10. In a meeting in 1996 with China's top national security and defense officials, I identified (using occasionally deliberately vague formulations) the following areas of common strategic interest as the basis for such a dialogue: (1) a peaceful Southeast Asia; (2) nonuse of force in the resolution of offshore issues; (3) peaceful reunification of China; (4) stability in Korea; (5) independence of Central Asia; (6) balance between India and Pakistan; (7) an economically dynamic and internationally benign Japan; (8) a stable but not too strong Russia.

 

   There are also areas where Chinese ambitions might clash with American (and also Japanese) interests, especially if these ambitions were to be pursued through historically more familiar strong-arm tactics. This applies particularly to Southeast Asia, Taiwan, and Korea.

    Southeast Asia is potentially too rich, geographically too spread out, and simply too big to be easily subordinated by even a powerful China—but it is also too weak and politically too fragmented not to become at least a sphere of deference for China. China's regional influence, abetted by the Chinese financial and economic presence in all of the area's countries, is bound to grow as China's power increases. Much depends on how China applies that power, but it is not self-evident that America has any special interest in opposing it directly or in becoming involved in such issues as the South China Sea dispute. The Chinese have considerable historical experience in subtly managing unequal (or tributary) relationships, and it would certainly be in China's own interest to exercise self-restraint in order to avoid regional fears of Chinese imperialism. That fear could generate a regional anti-Chinese coalition (and some overtones of that are already present in the nascent Indonesian-Australian military cooperation), which would then most likely seek support from the United States, Japan, and Australia.

    A Greater China, especially after digesting Hong Kong, will almost certainly seek more energetically to achieve Taiwan's reunification with the mainland. It is important to appreciate the fact that China has never acquiesced in the indefinite separation of Taiwan. Therefore, at some point, that issue could generate a head-on American-Chinese collision. Its consequences for all concerned would be most damaging: China's economic prospects would be set back; America's ties with Japan could become severely strained; and American efforts to create a stable balance of power in eastern Eurasia could be derailed.

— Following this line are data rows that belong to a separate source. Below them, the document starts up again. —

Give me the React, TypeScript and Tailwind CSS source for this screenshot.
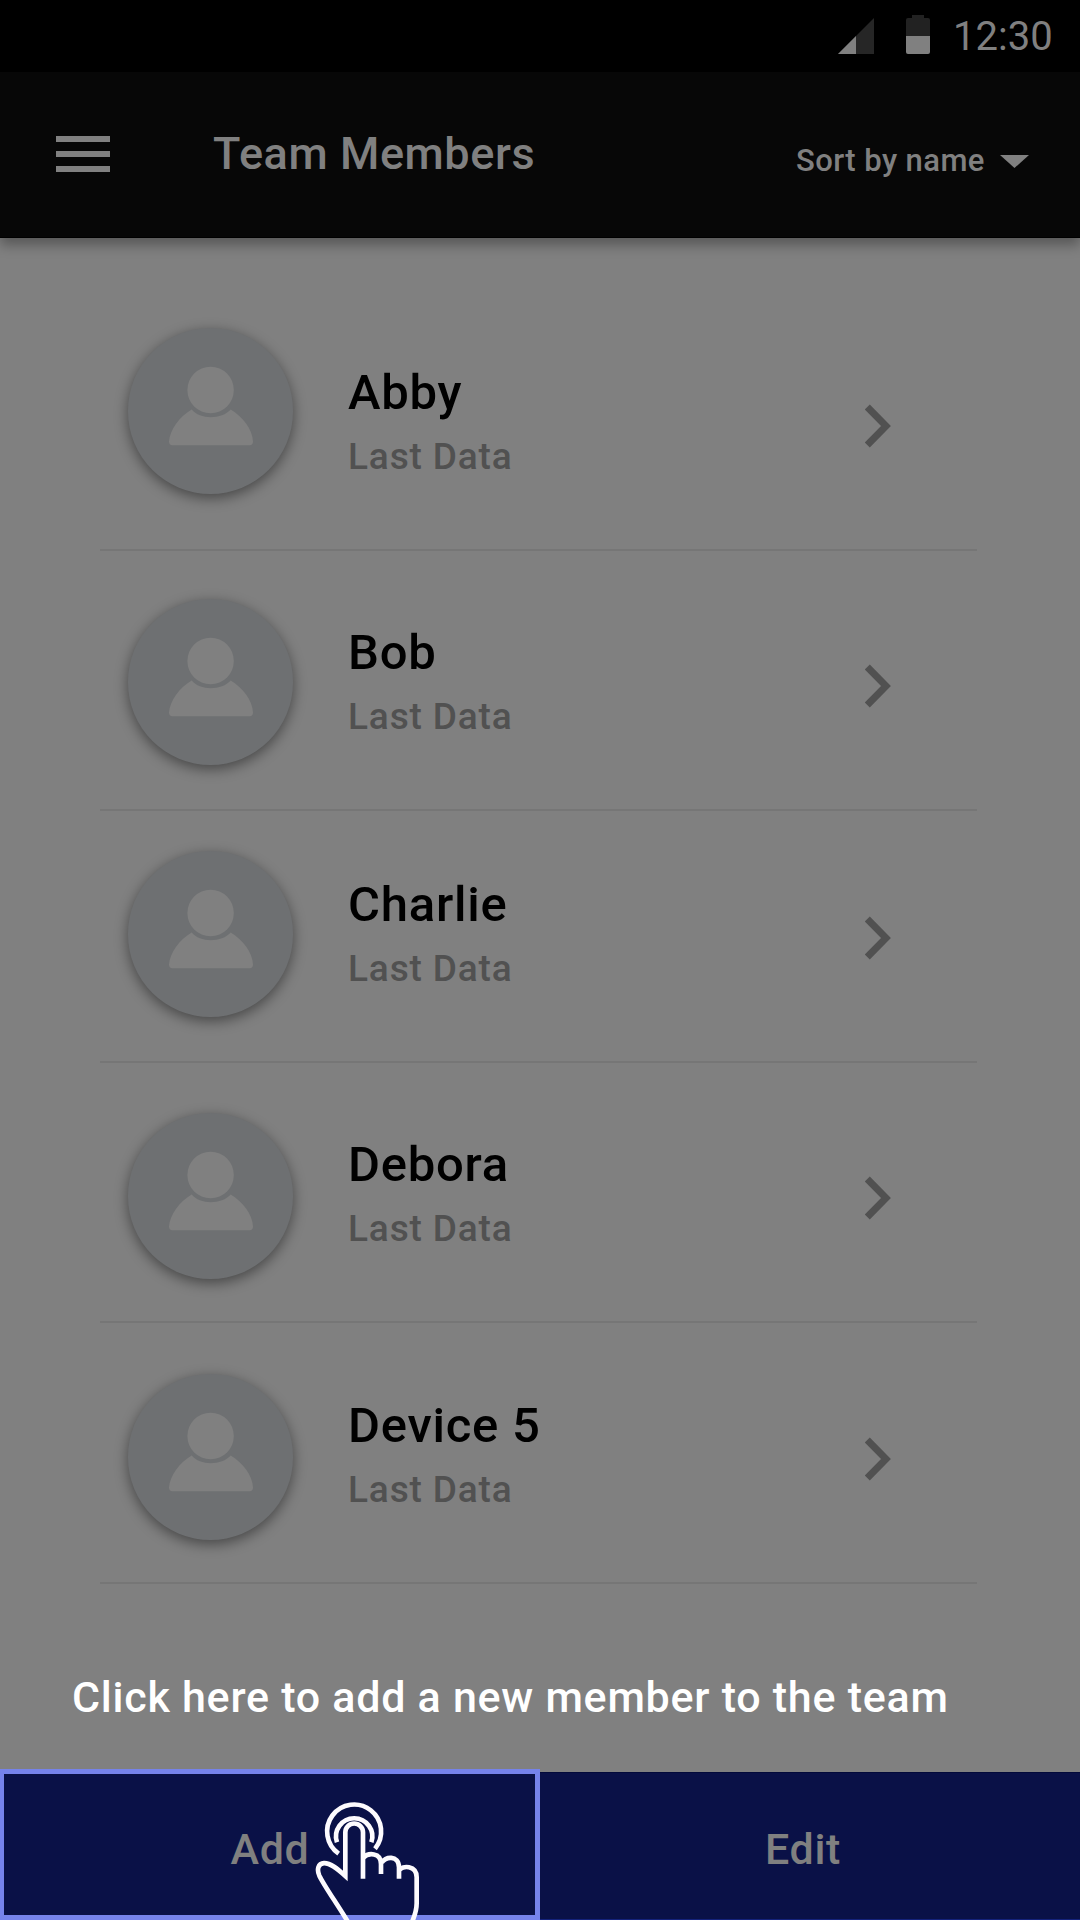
type Member = { name: string; row: string; avatar: string };

const members: Member[] = [
  { name: 'Abby', row: 'h-[313px]', avatar: 'mb-[55px]' },
  { name: 'Bob', row: 'h-[260px]', avatar: 'mb-[44px]' },
  { name: 'Charlie', row: 'h-[252px]', avatar: 'mb-[44px]' },
  { name: 'Debora', row: 'h-[260px]', avatar: 'mb-[42px]' },
  { name: 'Device 5', row: 'h-[261px]', avatar: 'mb-[42px]' },
];

function StatusBar() {
  return (
    <div className="flex h-[72px] items-center bg-black pl-[838px] text-[#808080]">
      <svg className="h-9 w-9" viewBox="0 0 36 36">
        <path d="M0 36L36 0V36Z" fill="#262626" />
        <path d="M0 36L18 18V36Z" fill="#808080" />
      </svg>
      <svg className="ml-8 mb-[3px] h-[39px] w-6" viewBox="0 0 24 39">
        <path d="M6 0H18V3H22A2 2 0 0 1 24 5V21H0V5A2 2 0 0 1 2 3H6Z" fill="#222222" />
        <path d="M0 21H24V37A2 2 0 0 1 22 39H2A2 2 0 0 1 0 37Z" fill="#808080" />
      </svg>
      <span className="mt-0.5 ml-[23px] text-[40px] leading-[48px]">12:30</span>
    </div>
  );
}

function Header() {
  return (
    <header className="relative z-10 flex h-[166px] items-start border-b border-black bg-[#070707] pl-14 text-[#808080] shadow-[0_7px_12px_rgba(0,0,0,0.32)]">
      <button className="mt-16 flex w-[54px] flex-col gap-[9px]" aria-label="Menu">
        <span className="h-1.5 bg-[#808080]" />
        <span className="h-1.5 bg-[#808080]" />
        <span className="h-1.5 bg-[#808080]" />
      </button>
      <h1 className="mt-14 ml-[103px] w-[583px] text-[45px] leading-[52px] font-medium tracking-[0.58px]">Team Members</h1>
      <button className="mt-[71px] flex items-center whitespace-nowrap text-[31px] leading-9 font-medium tracking-[0.42px]">
        Sort by name
        <svg className="mt-px ml-[15px] h-[13px] w-[29px]" viewBox="0 0 29 13">
          <path d="M0 0H29L14.500 13Z" fill="#808080" />
        </svg>
      </button>
    </header>
  );
}

function Avatar({ className }: { className: string }) {
  return (
    <div className={`flex h-[166px] w-[165px] shrink-0 items-end rounded-full bg-[#6e7072] shadow-[0_4px_14px_rgba(0,0,0,0.45)] ${className}`}>
      <svg className="h-[165px] w-[165px]" viewBox="0 0 165 165" fill="#808080">
        <circle cx="82.6" cy="61" r="23.2" />
        <path d="M63.7 80.500C71.5 90.700 94 90.700 102.7 80.500C115 88 124.5 100.500 125 112.500Q125 116.200 121.500 116.200H44.500Q41 116.200 41 112.500C42 100.500 51.500 87.500 63.700 80.500Z" />
      </svg>
    </div>
  );
}

function MemberRow({ name, row, avatar }: Member) {
  return (
    <li className={`mr-[103px] ml-[100px] flex items-end border-b-2 border-[#767676] pl-7 ${row}`}>
      <Avatar className={avatar} />
      <div className="mb-[70px] ml-[55px] flex w-[517px] flex-col gap-3.5">
        <span className="text-[49px] leading-[56px] font-medium tracking-[0.75px] text-black">{name}</span>
        <span className="text-[37px] leading-[44px] font-medium tracking-[0.85px] text-[#515151]">Last Data</span>
      </div>
      <svg className="mb-[101px] h-[44px] w-[26px]" viewBox="0 0 26 44" fill="none" stroke="#515151" strokeWidth="7">
        <path d="M2.300 3L21 22L2.300 41" />
      </svg>
    </li>
  );
}

function TapHand() {
  return (
    <svg
      className="absolute top-[31px] left-[313px] h-[120px] w-[110px]"
      viewBox="339 30 330 360"
      fill="none"
      stroke="#fdfbfe"
      strokeWidth="14"
    >
      <path d="M416 191A81 81 0 1 1 525 176" />
      <path d="M411 157A54.500 54.500 0 1 1 514 157" />
      <path d="M489 266V127A26.500 26.500 0 0 0 436 127V258C412 236 392 219 372 219.500C354 220 350 239 358 257C372 286 408 337 444 396" />
      <path d="M490 203C504 188 543 186 543 222V252" />
      <path d="M545 219C553 199 597 194 597 232V266" />
      <path d="M598 240C606 226 650 225 650 262V340C650 362 644 378 636 396" />
    </svg>
  );
}

export default function App() {
  return (
    <div className="flex h-[1920px] w-[1080px] flex-col overflow-hidden bg-[#808080] font-['Roboto',sans-serif]">
      <StatusBar />
      <Header />
      <ul>
        {members.map((m) => (
          <MemberRow key={m.name} {...m} />
        ))}
      </ul>
      <p className="mt-[88px] pl-[72px] text-[43px] leading-[50px] font-medium tracking-[0.74px] whitespace-nowrap text-white">
        Click here to add a new member to the team
      </p>
      <div className="relative mt-[47px] flex h-[151px] items-end text-[43px] leading-[50px] font-medium tracking-[0.7px] text-[#808080]">
        <button className="h-[151px] w-[540px] border-x-4 border-y-5 border-r-5 border-[#7683eb] bg-[#0a1147] pt-2 pl-px">
          Add
        </button>
        <button className="h-[148px] w-[540px] border-t border-b border-t-[#030a3a] border-b-[#14227a] bg-[#0a1147] pt-[5px] pr-3.5">
          Edit
        </button>
        <TapHand />
      </div>
    </div>
  );
}
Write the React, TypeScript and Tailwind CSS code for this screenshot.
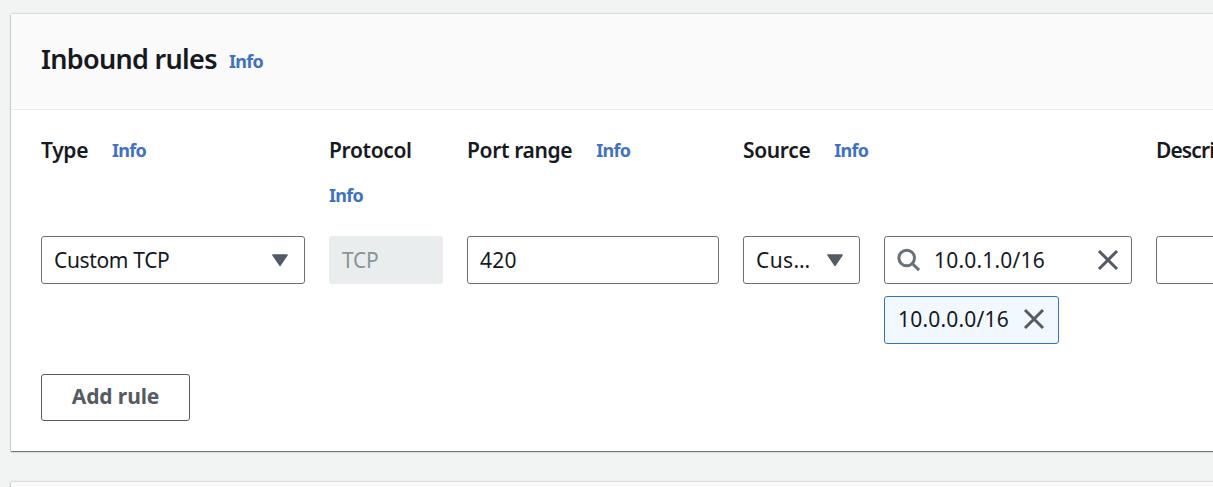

    Accordingly, it is essential to attain and maintain reciprocally the utmost clarity on this issue. Even if for the foreseeable future China is likely to lack the means to effectively coerce Taiwan, Beijing must understand—and be credibly convinced—that American acquiescence in an attempt at the forcible reintegration of Taiwan, sought by the use of military power, would be so devastating to America's position in the Far East that America simply could not

afford to remain militarily passive; if Taiwan were unable to protect itself.

    In other words, America would have to intervene not for the sake of a separate Taiwan but for the sake of America's geopolitical interests in the Asia-Pacific area. This is an important distinction. The United States does not have, per se, any special interest in a separate Taiwan. In fact, its official position has been, and should remain, that there is only one China. But how China seeks reunification can impinge on vital American interests, and the Chinese have to be clearly aware of that.

    The issue of Taiwan also gives America a legitimate reason for raising the human rights question in its dealings with China without justifying the accusation of interference in Chinese domestic affairs. It is perfectly appropriate to reiterate to Beijing that reunification will be accomplished only when China becomes more prosperous and more democratic. Only such a China will be able to attract Taiwan and assimilate it within a Greater China that is also prepared to be a confederation based on the principle of "one country, several systems." In any case, because of Taiwan, it is in China's own interest to enhance respect for human rights, and it is appropriate in that context for America to address the matter.

    At the same time, it behooves the United States—in keeping with its promise to China—to abstain from directly or indirectly supporting any international upgrading of Taiwan's status. In the 1990s, some U.S.-Taiwanese official contacts conveyed the impression that the United States was tacitly beginning to treat Taiwan as a separate state, and the Chinese anger over this issue was understandable, as was Chinese resentment of the intensifying effort by Taiwanese officials to gain international recognition for Taiwan's separate status.

    The United States should not be shy, therefore, in making it clear that its attitude toward Taiwan will be adversely affected by Taiwanese efforts to alter the long-established and deliberate ambiguities governing the China-Taiwan relationship. Moreover, if China does prosper and does democratize and if its absorption of Hong Kong does not involve a retrogression regarding civil rights, American encouragement of a serious cross-Strait dialogue regarding the terms of an eventual reunification would also help generate pressure for increased democratization within China, while fostering a wider strategic accommodation between the United States and a Greater China.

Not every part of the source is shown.